WHAT THE EXERCISE ASKS: Find all lines in the listing that include the word "components", then copy them.

>> start

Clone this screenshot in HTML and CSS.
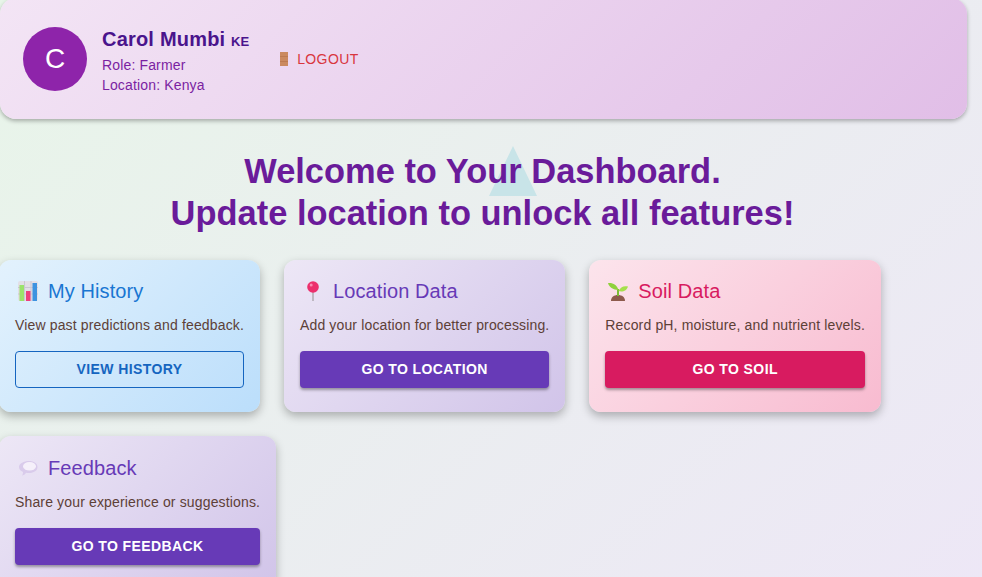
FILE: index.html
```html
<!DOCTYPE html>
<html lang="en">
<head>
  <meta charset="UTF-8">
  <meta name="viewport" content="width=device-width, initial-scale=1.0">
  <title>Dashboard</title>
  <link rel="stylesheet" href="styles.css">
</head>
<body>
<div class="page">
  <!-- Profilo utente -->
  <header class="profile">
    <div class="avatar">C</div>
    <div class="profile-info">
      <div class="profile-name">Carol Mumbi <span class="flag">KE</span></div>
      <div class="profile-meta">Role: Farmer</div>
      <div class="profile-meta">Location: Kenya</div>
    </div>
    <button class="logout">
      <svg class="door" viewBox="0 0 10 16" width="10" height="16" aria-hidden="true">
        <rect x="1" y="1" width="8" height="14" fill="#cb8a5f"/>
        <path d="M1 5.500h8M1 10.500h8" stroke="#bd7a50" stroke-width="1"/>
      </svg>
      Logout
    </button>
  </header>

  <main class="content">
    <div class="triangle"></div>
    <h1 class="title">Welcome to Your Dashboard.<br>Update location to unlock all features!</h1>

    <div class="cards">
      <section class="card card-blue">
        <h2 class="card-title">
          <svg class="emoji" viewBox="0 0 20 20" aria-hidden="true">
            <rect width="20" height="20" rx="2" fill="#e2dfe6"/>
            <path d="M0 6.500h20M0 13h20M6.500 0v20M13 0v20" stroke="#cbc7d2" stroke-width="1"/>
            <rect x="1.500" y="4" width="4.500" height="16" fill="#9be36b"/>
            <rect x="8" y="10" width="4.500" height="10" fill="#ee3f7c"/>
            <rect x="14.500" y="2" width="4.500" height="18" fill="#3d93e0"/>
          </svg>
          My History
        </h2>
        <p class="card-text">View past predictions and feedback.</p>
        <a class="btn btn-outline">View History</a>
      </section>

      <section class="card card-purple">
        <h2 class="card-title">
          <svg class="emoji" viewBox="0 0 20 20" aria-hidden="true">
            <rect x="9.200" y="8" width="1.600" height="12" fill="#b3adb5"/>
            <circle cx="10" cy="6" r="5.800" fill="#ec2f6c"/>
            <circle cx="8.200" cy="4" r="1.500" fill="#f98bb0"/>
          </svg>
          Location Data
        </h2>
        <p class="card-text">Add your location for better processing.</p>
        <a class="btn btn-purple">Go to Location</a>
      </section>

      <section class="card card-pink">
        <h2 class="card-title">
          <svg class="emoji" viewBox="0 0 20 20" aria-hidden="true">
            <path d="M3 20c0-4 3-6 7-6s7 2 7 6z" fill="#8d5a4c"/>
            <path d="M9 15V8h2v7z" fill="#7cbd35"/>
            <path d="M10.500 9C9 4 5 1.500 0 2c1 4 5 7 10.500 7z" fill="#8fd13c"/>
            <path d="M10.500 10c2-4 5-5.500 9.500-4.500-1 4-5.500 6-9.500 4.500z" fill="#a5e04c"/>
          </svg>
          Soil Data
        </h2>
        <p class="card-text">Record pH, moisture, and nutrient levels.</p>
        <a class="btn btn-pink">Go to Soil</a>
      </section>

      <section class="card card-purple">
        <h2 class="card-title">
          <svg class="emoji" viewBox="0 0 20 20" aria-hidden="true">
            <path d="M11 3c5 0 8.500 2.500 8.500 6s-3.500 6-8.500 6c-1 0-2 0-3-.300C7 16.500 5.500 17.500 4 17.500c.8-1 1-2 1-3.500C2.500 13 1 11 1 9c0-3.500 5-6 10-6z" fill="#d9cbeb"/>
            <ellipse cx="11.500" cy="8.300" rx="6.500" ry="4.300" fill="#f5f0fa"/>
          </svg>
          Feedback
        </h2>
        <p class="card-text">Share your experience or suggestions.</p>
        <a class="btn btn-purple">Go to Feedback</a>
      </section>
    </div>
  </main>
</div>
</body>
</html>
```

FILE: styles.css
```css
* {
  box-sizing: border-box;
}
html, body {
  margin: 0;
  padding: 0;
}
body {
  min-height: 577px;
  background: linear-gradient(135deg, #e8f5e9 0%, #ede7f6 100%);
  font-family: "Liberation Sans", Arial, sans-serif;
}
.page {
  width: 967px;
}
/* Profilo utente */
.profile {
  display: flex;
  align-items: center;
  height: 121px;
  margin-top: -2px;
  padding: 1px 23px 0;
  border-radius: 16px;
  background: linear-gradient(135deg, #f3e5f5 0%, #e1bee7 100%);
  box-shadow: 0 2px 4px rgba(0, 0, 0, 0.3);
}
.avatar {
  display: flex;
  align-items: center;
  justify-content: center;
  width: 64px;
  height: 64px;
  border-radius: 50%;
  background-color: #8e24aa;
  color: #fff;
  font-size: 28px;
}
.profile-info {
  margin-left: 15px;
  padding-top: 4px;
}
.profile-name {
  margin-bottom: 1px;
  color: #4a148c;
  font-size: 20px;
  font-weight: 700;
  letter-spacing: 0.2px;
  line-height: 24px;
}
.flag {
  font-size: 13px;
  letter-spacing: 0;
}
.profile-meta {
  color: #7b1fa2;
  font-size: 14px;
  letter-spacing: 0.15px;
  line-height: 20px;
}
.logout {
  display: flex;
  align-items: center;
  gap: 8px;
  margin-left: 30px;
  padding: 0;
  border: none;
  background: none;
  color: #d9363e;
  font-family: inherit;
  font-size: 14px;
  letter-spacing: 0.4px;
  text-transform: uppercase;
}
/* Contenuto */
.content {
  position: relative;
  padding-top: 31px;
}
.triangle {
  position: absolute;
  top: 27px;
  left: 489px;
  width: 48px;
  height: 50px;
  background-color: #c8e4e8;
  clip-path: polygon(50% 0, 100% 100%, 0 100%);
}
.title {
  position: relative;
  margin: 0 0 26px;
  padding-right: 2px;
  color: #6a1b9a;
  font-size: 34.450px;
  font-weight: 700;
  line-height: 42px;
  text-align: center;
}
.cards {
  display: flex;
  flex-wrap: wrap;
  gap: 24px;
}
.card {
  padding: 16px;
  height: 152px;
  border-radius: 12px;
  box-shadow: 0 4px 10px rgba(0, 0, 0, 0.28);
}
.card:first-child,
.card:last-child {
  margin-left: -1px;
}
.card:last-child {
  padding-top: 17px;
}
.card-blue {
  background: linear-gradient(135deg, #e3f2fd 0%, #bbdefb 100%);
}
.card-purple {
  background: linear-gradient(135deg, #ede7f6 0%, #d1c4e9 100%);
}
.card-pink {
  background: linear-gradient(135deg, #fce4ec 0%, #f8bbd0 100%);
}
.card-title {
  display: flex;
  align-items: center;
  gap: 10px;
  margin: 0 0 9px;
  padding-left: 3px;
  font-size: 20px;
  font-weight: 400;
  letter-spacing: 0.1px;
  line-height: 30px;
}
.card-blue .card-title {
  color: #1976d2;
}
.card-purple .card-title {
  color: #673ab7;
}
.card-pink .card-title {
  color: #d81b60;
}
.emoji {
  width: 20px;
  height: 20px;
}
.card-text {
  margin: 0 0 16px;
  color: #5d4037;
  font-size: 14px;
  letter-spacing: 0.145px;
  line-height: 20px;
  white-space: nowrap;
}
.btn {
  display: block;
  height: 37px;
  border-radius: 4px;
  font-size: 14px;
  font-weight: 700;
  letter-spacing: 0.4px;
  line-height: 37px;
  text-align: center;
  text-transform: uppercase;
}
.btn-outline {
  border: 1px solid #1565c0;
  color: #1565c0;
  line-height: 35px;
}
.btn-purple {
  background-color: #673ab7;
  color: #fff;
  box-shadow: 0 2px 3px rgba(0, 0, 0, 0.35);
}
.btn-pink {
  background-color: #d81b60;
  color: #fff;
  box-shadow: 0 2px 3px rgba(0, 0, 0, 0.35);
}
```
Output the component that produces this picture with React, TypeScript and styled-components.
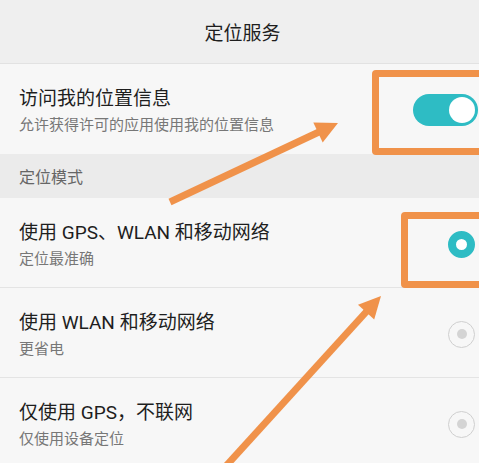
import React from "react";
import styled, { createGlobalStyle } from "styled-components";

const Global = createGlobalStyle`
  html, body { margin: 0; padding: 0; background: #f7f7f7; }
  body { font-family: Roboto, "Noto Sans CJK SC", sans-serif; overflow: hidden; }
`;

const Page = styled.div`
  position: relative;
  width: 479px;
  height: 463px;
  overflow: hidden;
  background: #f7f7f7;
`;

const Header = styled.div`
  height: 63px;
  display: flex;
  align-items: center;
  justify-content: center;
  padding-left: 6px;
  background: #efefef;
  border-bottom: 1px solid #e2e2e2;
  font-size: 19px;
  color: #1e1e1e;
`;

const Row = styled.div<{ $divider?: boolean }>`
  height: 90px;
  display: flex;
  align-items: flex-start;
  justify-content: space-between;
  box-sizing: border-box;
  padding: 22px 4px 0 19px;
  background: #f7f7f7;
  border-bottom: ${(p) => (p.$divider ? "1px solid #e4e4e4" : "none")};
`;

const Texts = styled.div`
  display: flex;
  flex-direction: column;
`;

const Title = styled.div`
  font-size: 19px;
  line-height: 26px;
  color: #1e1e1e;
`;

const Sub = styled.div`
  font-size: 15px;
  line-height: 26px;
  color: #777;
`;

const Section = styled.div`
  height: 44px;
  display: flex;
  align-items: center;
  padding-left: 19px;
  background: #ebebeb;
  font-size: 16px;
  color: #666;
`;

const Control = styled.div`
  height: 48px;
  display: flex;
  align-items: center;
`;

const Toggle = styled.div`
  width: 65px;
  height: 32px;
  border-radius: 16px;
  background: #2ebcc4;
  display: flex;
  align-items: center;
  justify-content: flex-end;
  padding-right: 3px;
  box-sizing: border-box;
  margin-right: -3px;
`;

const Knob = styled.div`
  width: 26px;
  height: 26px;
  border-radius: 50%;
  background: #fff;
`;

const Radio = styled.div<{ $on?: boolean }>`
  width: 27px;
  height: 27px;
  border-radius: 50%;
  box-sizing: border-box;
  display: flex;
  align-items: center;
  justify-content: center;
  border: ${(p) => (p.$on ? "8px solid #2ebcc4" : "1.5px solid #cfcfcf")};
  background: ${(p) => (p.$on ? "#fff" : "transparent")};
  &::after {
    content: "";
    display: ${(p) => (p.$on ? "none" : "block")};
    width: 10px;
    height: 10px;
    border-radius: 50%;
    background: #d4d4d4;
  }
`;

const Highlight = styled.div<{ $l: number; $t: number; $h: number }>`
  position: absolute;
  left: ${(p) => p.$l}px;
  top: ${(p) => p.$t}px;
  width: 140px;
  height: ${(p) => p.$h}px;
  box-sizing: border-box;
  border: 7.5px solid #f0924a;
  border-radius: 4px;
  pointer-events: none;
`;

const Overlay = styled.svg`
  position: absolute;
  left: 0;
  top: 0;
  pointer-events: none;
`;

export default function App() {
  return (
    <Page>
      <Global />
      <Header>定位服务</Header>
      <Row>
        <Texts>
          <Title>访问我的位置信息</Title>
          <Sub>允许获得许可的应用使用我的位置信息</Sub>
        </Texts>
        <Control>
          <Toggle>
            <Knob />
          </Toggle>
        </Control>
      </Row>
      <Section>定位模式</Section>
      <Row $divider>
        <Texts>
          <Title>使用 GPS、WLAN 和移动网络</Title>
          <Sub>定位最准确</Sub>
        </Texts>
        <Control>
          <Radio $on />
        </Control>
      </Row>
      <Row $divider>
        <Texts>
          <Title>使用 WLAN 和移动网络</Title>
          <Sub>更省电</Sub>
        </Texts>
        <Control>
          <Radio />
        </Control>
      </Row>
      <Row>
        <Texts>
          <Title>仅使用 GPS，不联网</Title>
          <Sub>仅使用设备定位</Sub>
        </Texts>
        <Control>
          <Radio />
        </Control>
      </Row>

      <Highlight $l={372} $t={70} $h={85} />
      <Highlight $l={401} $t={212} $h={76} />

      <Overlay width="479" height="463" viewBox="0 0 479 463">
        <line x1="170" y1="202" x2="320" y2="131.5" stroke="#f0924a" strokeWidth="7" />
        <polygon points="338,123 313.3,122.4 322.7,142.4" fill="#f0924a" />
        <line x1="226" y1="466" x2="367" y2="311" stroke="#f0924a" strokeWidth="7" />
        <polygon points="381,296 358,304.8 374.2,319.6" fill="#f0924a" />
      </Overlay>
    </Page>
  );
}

>> end

FINAL ANSWER:
Output the component that produces this picture with React, TypeScript and styled-components.
import styled, { createGlobalStyle } from "styled-components";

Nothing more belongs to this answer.